### SOURCE EXCERPT
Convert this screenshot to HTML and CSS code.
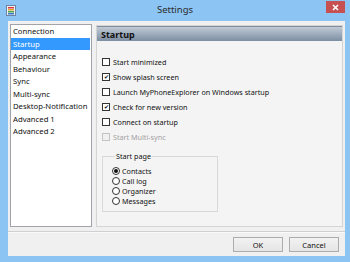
FILE: index.html
```html
<!DOCTYPE html>
<html lang="en">
<head>
    <meta charset="UTF-8">
    <title>Settings</title>
    <link rel="stylesheet" href="styles.css">
</head>
<body>
<div id="window">
    <div id="titlebar">
        <span class="app_icon">
            <svg width="10" height="11" viewBox="0 0 10 11">
                <rect x="0.5" y="0.5" width="9" height="10" fill="#eef2f6" stroke="#6d84a0"/>
                <rect x="2" y="2" width="6" height="1.5" fill="#d83a3a"/>
                <rect x="2" y="4" width="6" height="1.5" fill="#e8a030"/>
                <rect x="2" y="6" width="6" height="1.5" fill="#4aa84a"/>
                <rect x="2" y="8" width="6" height="1.5" fill="#3a78d0"/>
            </svg>
        </span>
        <span id="title">Settings</span>
        <span class="title_right">
            <span id="close_btn">
                <svg width="7" height="7" viewBox="0 0 7 7">
                    <path d="M1 1 L6 6 M6 1 L1 6" stroke="white" stroke-width="1.6"/>
                </svg>
            </span>
        </span>
    </div>
    <div id="client">
        <div id="main">
            <div id="pagelist">
                <div class="pageitem">Connection</div>
                <div class="pageitem selected">Startup</div>
                <div class="pageitem">Appearance</div>
                <div class="pageitem">Behaviour</div>
                <div class="pageitem">Sync</div>
                <div class="pageitem">Multi-sync</div>
                <div class="pageitem">Desktop-Notification</div>
                <div class="pageitem">Advanced 1</div>
                <div class="pageitem">Advanced 2</div>
            </div>
            <div id="panel">
                <div class="panel_header">Startup</div>
                <div class="panel_body">
                    <div class="check_row"><span class="checkbox"></span>Start minimized</div>
                    <div class="check_row"><span class="checkbox checked">&#10004;</span>Show splash screen</div>
                    <div class="check_row"><span class="checkbox"></span>Launch MyPhoneExplorer on Windows startup</div>
                    <div class="check_row"><span class="checkbox checked">&#10004;</span>Check for new version</div>
                    <div class="check_row"><span class="checkbox"></span>Connect on startup</div>
                    <div class="check_row disabled"><span class="checkbox"></span>Start Multi-sync</div>

                    <fieldset class="groupbox">
                        <legend>Start page</legend>
                        <div class="radio_row"><span class="radio checked"></span>Contacts</div>
                        <div class="radio_row"><span class="radio"></span>Call log</div>
                        <div class="radio_row"><span class="radio"></span>Organizer</div>
                        <div class="radio_row"><span class="radio"></span>Messages</div>
                    </fieldset>
                </div>
            </div>
        </div>
        <div class="separator"></div>
        <div id="footer">
            <button class="dlg_btn">OK</button>
            <button class="dlg_btn">Cancel</button>
        </div>
    </div>
</div>
</body>
</html>
```

FILE: styles.css
```css
body {
    margin: 0;
    background-color: #8cc4f4;
    font-family: "Noto Sans", "Open Sans", sans-serif;
    color: #111;
}

#window {
    width: 350px;
    height: 262px;
    display: flex;
    flex-direction: column;
}

#titlebar {
    height: 21px;
    display: grid;
    grid-template-columns: 1fr auto 1fr;
    align-items: start;
}

.app_icon {
    padding: 5px 0 0 6px;
    line-height: 0;
}

#title {
    font-size: 9.5px;
    color: #2b2b2b;
    line-height: 20px;
}

.title_right {
    display: flex;
    justify-content: flex-end;
    padding: 1px 5px 0 0;
}

#close_btn {
    width: 19px;
    height: 12px;
    background-color: #c75050;
    display: flex;
    align-items: center;
    justify-content: center;
}

#client {
    flex: 1;
    margin: 0 5px 6px 8px;
    background-color: #f0f0f0;
    display: flex;
    flex-direction: column;
}

#main {
    display: flex;
    gap: 4px;
    padding: 3px 2px 0 2px;
}

#pagelist {
    box-sizing: border-box;
    width: 82px;
    height: 203px;
    background-color: white;
    border: 1px solid #a0a4aa;
    font-size: 7.7px;
}

.pageitem {
    height: 12.5px;
    line-height: 12.5px;
    padding-left: 2px;
    margin-right: 1px;
    white-space: nowrap;
}

.pageitem.selected {
    background-color: #3399ff;
    color: white;
}

#panel {
    box-sizing: border-box;
    width: 247px;
    height: 202px;
    margin-top: 1px;
    background-color: #f4f4f4;
    border: 1px solid #d4d4d4;
}

.panel_header {
    height: 15px;
    line-height: 15px;
    padding-left: 4px;
    font-size: 9px;
    font-weight: bold;
    color: #111;
    background: linear-gradient(#c0cad5, #7c8ea3);
    border-top: 1px solid #7f8d9c;
    box-sizing: border-box;
}

.panel_body {
    padding: 13px 0 0 5px;
    font-size: 7.2px;
}

.check_row {
    height: 15px;
    display: flex;
    align-items: center;
    gap: 3px;
}

.checkbox {
    box-sizing: border-box;
    width: 8px;
    height: 8px;
    border: 1px solid #333;
    background-color: white;
    font-size: 6px;
    line-height: 6px;
    text-align: center;
    color: #111;
}

.check_row.disabled {
    color: #a2a2a2;
}

.check_row.disabled .checkbox {
    border-color: #c4c4c4;
    background-color: #f0f0f0;
}

.groupbox {
    box-sizing: border-box;
    width: 116px;
    margin: 7px 0 0 0;
    padding: 5px 0 5px 9px;
    border: 1px solid #d8d8d8;
}

.groupbox legend {
    margin-left: 3px;
    padding: 0 1px;
    line-height: 10px;
}

.radio_row {
    height: 10px;
    display: flex;
    align-items: center;
    gap: 2px;
}

.radio {
    box-sizing: border-box;
    width: 8px;
    height: 8px;
    border: 1px solid #333;
    border-radius: 50%;
    background-color: white;
    display: flex;
    align-items: center;
    justify-content: center;
}

.radio.checked::after {
    content: "";
    width: 4px;
    height: 4px;
    border-radius: 50%;
    background-color: #111;
}

.separator {
    margin-top: 4px;
    height: 1px;
    background-color: #d0d0d0;
    border-bottom: 1px solid #fafafa;
}

#footer {
    display: flex;
    justify-content: flex-end;
    gap: 6px;
    padding: 4px 6px 0 0;
}

.dlg_btn {
    width: 50px;
    height: 15px;
    padding: 0;
    font-family: "Noto Sans", "Open Sans", sans-serif;
    font-size: 7.5px;
    color: #111;
    background: linear-gradient(#f2f2f2, #e5e5e5);
    border: 1px solid #acacac;
    border-radius: 0;
}
```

### EXERCISE
Omit every picture while copying the listing above exactly.

### CORRECT RESPONSE
Convert this screenshot to HTML and CSS code.
FILE: index.html
```html
<!DOCTYPE html>
<html lang="en">
<head>
    <meta charset="UTF-8">
    <title>Settings</title>
    <link rel="stylesheet" href="styles.css">
</head>
<body>
<div id="window">
    <div id="titlebar">
        <span class="app_icon">
            <svg width="10" height="11" viewBox="0 0 10 11">
                <rect x="0.5" y="0.5" width="9" height="10" fill="#eef2f6" stroke="#6d84a0"/>
                <rect x="2" y="2" width="6" height="1.5" fill="#d83a3a"/>
                <rect x="2" y="4" width="6" height="1.5" fill="#e8a030"/>
                <rect x="2" y="6" width="6" height="1.5" fill="#4aa84a"/>
                <rect x="2" y="8" width="6" height="1.5" fill="#3a78d0"/>
            </svg>
        </span>
        <span id="title">Settings</span>
        <span class="title_right">
            <span id="close_btn">
                <svg width="7" height="7" viewBox="0 0 7 7">
                    <path d="M1 1 L6 6 M6 1 L1 6" stroke="white" stroke-width="1.6"/>
                </svg>
            </span>
        </span>
    </div>
    <div id="client">
        <div id="main">
            <div id="pagelist">
                <div class="pageitem">Connection</div>
                <div class="pageitem selected">Startup</div>
                <div class="pageitem">Appearance</div>
                <div class="pageitem">Behaviour</div>
                <div class="pageitem">Sync</div>
                <div class="pageitem">Multi-sync</div>
                <div class="pageitem">Desktop-Notification</div>
                <div class="pageitem">Advanced 1</div>
                <div class="pageitem">Advanced 2</div>
            </div>
            <div id="panel">
                <div class="panel_header">Startup</div>
                <div class="panel_body">
                    <div class="check_row"><span class="checkbox"></span>Start minimized</div>
                    <div class="check_row"><span class="checkbox checked">&#10004;</span>Show splash screen</div>
                    <div class="check_row"><span class="checkbox"></span>Launch MyPhoneExplorer on Windows startup</div>
                    <div class="check_row"><span class="checkbox checked">&#10004;</span>Check for new version</div>
                    <div class="check_row"><span class="checkbox"></span>Connect on startup</div>
                    <div class="check_row disabled"><span class="checkbox"></span>Start Multi-sync</div>

                    <fieldset class="groupbox">
                        <legend>Start page</legend>
                        <div class="radio_row"><span class="radio checked"></span>Contacts</div>
                        <div class="radio_row"><span class="radio"></span>Call log</div>
                        <div class="radio_row"><span class="radio"></span>Organizer</div>
                        <div class="radio_row"><span class="radio"></span>Messages</div>
                    </fieldset>
                </div>
            </div>
        </div>
        <div class="separator"></div>
        <div id="footer">
            <button class="dlg_btn">OK</button>
            <button class="dlg_btn">Cancel</button>
        </div>
    </div>
</div>
</body>
</html>
```

FILE: styles.css
```css
body {
    margin: 0;
    background-color: #8cc4f4;
    font-family: "Noto Sans", "Open Sans", sans-serif;
    color: #111;
}

#window {
    width: 350px;
    height: 262px;
    display: flex;
    flex-direction: column;
}

#titlebar {
    height: 21px;
    display: grid;
    grid-template-columns: 1fr auto 1fr;
    align-items: start;
}

.app_icon {
    padding: 5px 0 0 6px;
    line-height: 0;
}

#title {
    font-size: 9.5px;
    color: #2b2b2b;
    line-height: 20px;
}

.title_right {
    display: flex;
    justify-content: flex-end;
    padding: 1px 5px 0 0;
}

#close_btn {
    width: 19px;
    height: 12px;
    background-color: #c75050;
    display: flex;
    align-items: center;
    justify-content: center;
}

#client {
    flex: 1;
    margin: 0 5px 6px 8px;
    background-color: #f0f0f0;
    display: flex;
    flex-direction: column;
}

#main {
    display: flex;
    gap: 4px;
    padding: 3px 2px 0 2px;
}

#pagelist {
    box-sizing: border-box;
    width: 82px;
    height: 203px;
    background-color: white;
    border: 1px solid #a0a4aa;
    font-size: 7.7px;
}

.pageitem {
    height: 12.5px;
    line-height: 12.5px;
    padding-left: 2px;
    margin-right: 1px;
    white-space: nowrap;
}

.pageitem.selected {
    background-color: #3399ff;
    color: white;
}

#panel {
    box-sizing: border-box;
    width: 247px;
    height: 202px;
    margin-top: 1px;
    background-color: #f4f4f4;
    border: 1px solid #d4d4d4;
}

.panel_header {
    height: 15px;
    line-height: 15px;
    padding-left: 4px;
    font-size: 9px;
    font-weight: bold;
    color: #111;
    background: linear-gradient(#c0cad5, #7c8ea3);
    border-top: 1px solid #7f8d9c;
    box-sizing: border-box;
}

.panel_body {
    padding: 13px 0 0 5px;
    font-size: 7.2px;
}

.check_row {
    height: 15px;
    display: flex;
    align-items: center;
    gap: 3px;
}

.checkbox {
    box-sizing: border-box;
    width: 8px;
    height: 8px;
    border: 1px solid #333;
    background-color: white;
    font-size: 6px;
    line-height: 6px;
    text-align: center;
    color: #111;
}

.check_row.disabled {
    color: #a2a2a2;
}

.check_row.disabled .checkbox {
    border-color: #c4c4c4;
    background-color: #f0f0f0;
}

.groupbox {
    box-sizing: border-box;
    width: 116px;
    margin: 7px 0 0 0;
    padding: 5px 0 5px 9px;
    border: 1px solid #d8d8d8;
}

.groupbox legend {
    margin-left: 3px;
    padding: 0 1px;
    line-height: 10px;
}

.radio_row {
    height: 10px;
    display: flex;
    align-items: center;
    gap: 2px;
}

.radio {
    box-sizing: border-box;
    width: 8px;
    height: 8px;
    border: 1px solid #333;
    border-radius: 50%;
    background-color: white;
    display: flex;
    align-items: center;
    justify-content: center;
}

.radio.checked::after {
    content: "";
    width: 4px;
    height: 4px;
    border-radius: 50%;
    background-color: #111;
}

.separator {
    margin-top: 4px;
    height: 1px;
    background-color: #d0d0d0;
    border-bottom: 1px solid #fafafa;
}

#footer {
    display: flex;
    justify-content: flex-end;
    gap: 6px;
    padding: 4px 6px 0 0;
}

.dlg_btn {
    width: 50px;
    height: 15px;
    padding: 0;
    font-family: "Noto Sans", "Open Sans", sans-serif;
    font-size: 7.5px;
    color: #111;
    background: linear-gradient(#f2f2f2, #e5e5e5);
    border: 1px solid #acacac;
    border-radius: 0;
}
```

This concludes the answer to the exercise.